Trongsa (Altitude 2,300m/7,545ft.)

The landscape around Trongsa is spectacular. It was from here that the present royal family emerged as the most powerful force at the beginning of the last century. The Royal family has strong links with Trongsa. Both the First King Ugyen Wangchuck, the Penlop of Trongsa and his successor, Second King Jigme Wangchuck, ruled the country from Trongsa’s ancient Dzong. The Crown Prince of Bhutan has always held the position of the Trongsa Penlop prior to ascending the throne. The Fourth King continued this tradition as he was appointed Trongsa Penlop in 1972 shortly before he ascended the throne of Bhutan.

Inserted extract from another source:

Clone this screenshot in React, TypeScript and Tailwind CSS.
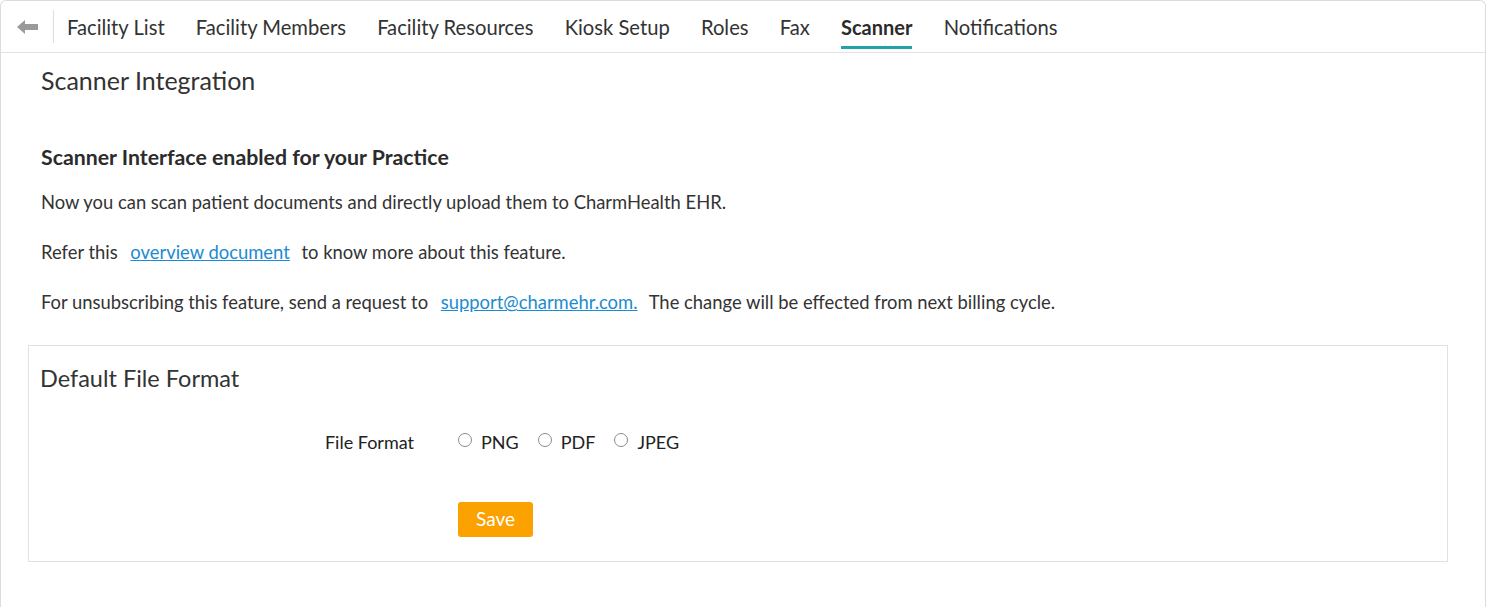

The present King, Druk Gyalpo Jigme Khesar Namgyel Wangchuck was appointed Trongsa Penlop on 21 October, 2004.

 

Places of interest around Trongsa

Trongsa Dzong which is the largest Dzong in Bhutan at an altitude of 7,500 feet is a labyrinth of temples, corridors and office holding court over the local community. Protected from invaders by an impenetrable valley, Trongsa Dzong is an impregnable fortress. It is built on many levels into the side of the hill and can be seen from every approach to Trongsa heralding its strength as a defensive stronghold. The Dzong was originally built in 1648 by Shabdrung Ngawang Namgyal, which was later extended by its powerful Penlops, and the sixteenth Desi Sonam Lhundub. Because of its highly strategic position as the only connecting route between east and west, the Trongsa Penlop was able to control the whole of the eastern region effectively. It was the seat of power over central and eastern Bhutan. Trongsa Dzong is the ancestral home of the Royal Family and both the First and Second King of Bhutan ruled the country from this ancient seat. All four Kings held the post of Trongsa Penlop (honorary governor) prior to being crowned as King.

 

Ta Dzong or watch tower which once guarded Trongsa Dzong from internal rebellion stands impressively and provides visitors an insight into historical significance of Trongsa in Bhutan's history.

 

Chendebji Chorten (Stupa) is enroute to Trongsa and is patterned after Kathmandu’s Swayambhunath Stupa, with eyes painted at the four cardinal points. It was built in the 18th century by Lama Shida from Tibet, to cover the remains of an evil spirit that was subdued at this spot. Kuenga Rabten is about 23 km and about one hour interesting drive from Trongsa town.

 

Kuenga Rabten was the winter palace of the Second King and now looked after by National Commission for Cultural Affairs. It is a pleasant afternoon trip from Trongsa and offers good insight into the early days of Bhutan’s Monarchy.